Accolade, which assists employers and insurance companies in administering benefits, employed the class members to handle calls with its customers. Hall claimed that the company misidentified its call center employees, known as "health assistants," as overtime exempt.

She sued for back pay consisting of unpaid overtime for the 15 minutes each day that employees spent logging into the company's computer systems, Pratter said in her opinion. The settlement was reached early on in the litigation.

Pratter said 45 class members who worked for Accolade in Pennsylvania opted into the Fair Labor Standards Act litigation. She concluded that the relief agreed upon by the parties was adequate to the plaintiffs.

"Proposed class counsel asserts that here, absent settlement, the parties would likely have incurred significant additional costs, including motion practice regarding (1) certifying the FLSA collective action, (2) certifying the Rule 23 class action, and (3) summary judgment," Pratter said. "Counsel also states that although Ms. Hall already constructed a damages model using an expert witness, she would likely have hired an additional damages expert for presentation purposes. Finally, counsel explains at length the parties' litigation risks, including (1) risks created by the FLSA's multiple statutes of limitations (depending on establishing whether Accolade acted 'willfully'), (2) whether the unpaid hours claim is cognizable, because it requires establishing that logging into a computer is compensable time, (3) whether the misrepresentation claim is cognizable, because there is an argument that the administrative exemption to overtime could have applied to health assistants prior to 2016, and (4) that the overtime hours actually worked by many class members could be less than the pro rata distribution available to settlement participants."

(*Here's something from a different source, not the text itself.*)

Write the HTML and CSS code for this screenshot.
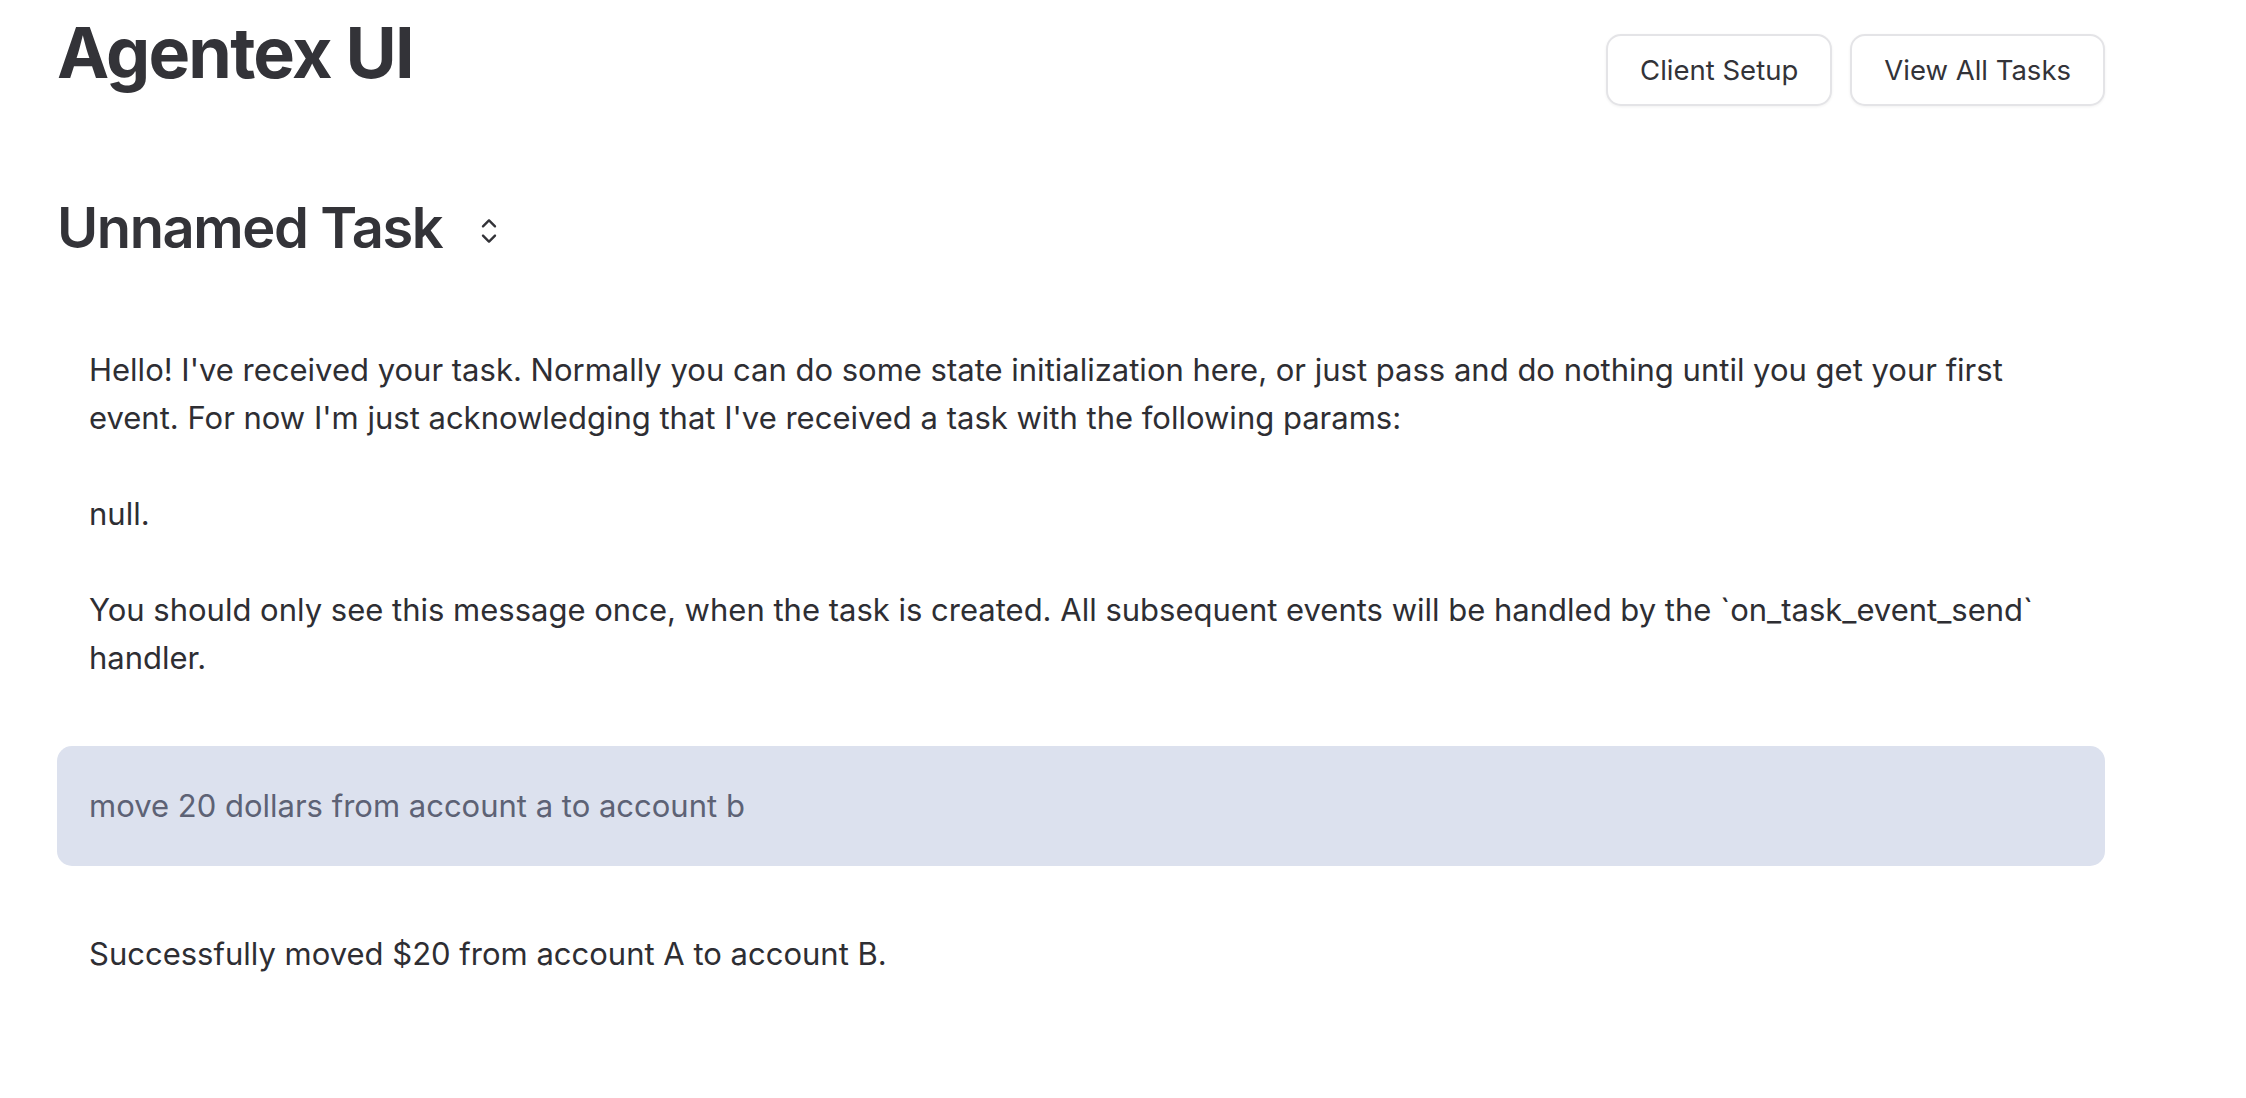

Pratter also held that the class met the requirements for numerosity, commonality, typicality, adequacy of representation and predominance of issues, enabling the judge to grant class certification in addition to settlement approval.

The class members are represented by Peter Winebrake of Winebrake & Santillo in Dresher.

"We are pleased that the court has preliminarily approved the settlement. Also, I think Judge Pratter's memorandum is noteworthy because it explains that the December 2018 amendments to Federal Rule of Civil Procedure 23(e) dictate the preliminary approval analysis," Winebrake said in an email. "Previously, the criteria for evaluating class action settlements was dictated by caselaw and differed from circuit to circuit. The December 2018 amendments change all that and bring uniformity to the process. But old habits die hard. So, in my view, it is important for courts to issue thoughtful opinions analyzing class settlements under the amended rule."

Accolade is represented by Christopher J. Moran of Pepper Hamilton in Philadelphia, who did not respond to a request for comment.